While poverty still plagues much of the country, viable infrastructural investment vehicles have become harder to find. Pettis and Klein argue that some regional authorities now systematically overstate their capital investment; if so, Chinese gdp has grown more slowly than official statistics suggest—and debt levels are correspondingly higher. Faced first with the external limits of foreign demand for credit, and then the internal limits of state-led investment, China launched the Belt and Road Initiative in 2013. For Pettis and Klein, the bri is not primarily a strategy for gaining territory or military bases, but just another way to manage late-stage Chinese imbalances (for Hobson, of course, it could be both).
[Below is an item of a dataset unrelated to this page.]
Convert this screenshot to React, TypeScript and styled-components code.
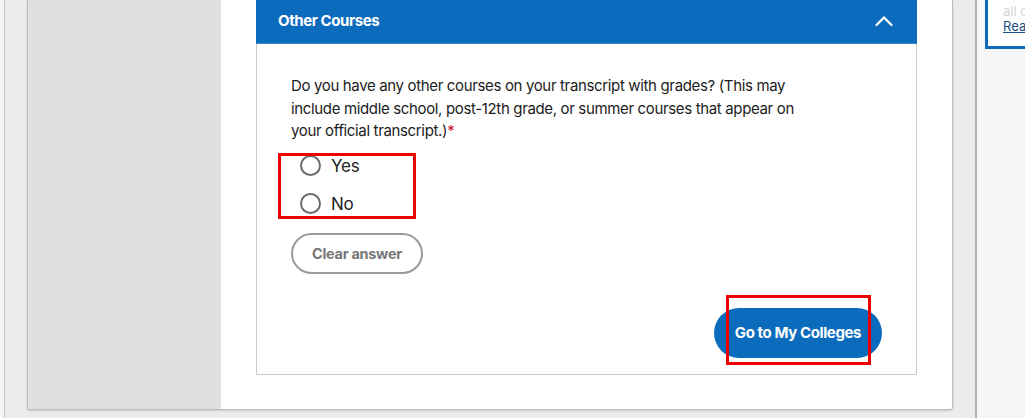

In their account, China’s exploits in Asia after 2013 mirror Germany’s adventures in Europe after 2008. The regional hegemon exports the downsides of its domestic development model abroad, in a way that does little to resolve its under-lying structural issues. In the case of the bri, the process involves gigantic infrastructural investments in foreign countries, often leading to bad debts incurred by recipient governments as well as much environmental damage. Yet the overall appetite for debt in bri-loan-recipient countries remains dwarfed by the scale of China’s reserves. This is a huge problem for China. Slower export growth since 2009, due both to weakening global demand and a strengthening yuan, has done nothing to lessen these trade imbalances for, thanks to the ‘Made in China 2025’ campaign, imports have fallen too: the country is now producing more of the intermediate components it once bought in. As a result, ‘the glut of excess Chinese production has only gotten worse and the burden imposed on China’s trade partners to absorb this glut has only gotten bigger.’ Its giant trade surplus, and thus the country’s growing hunger for assets, has made China a major destabilizing force in the international economy, alongside a Germanicized Europe.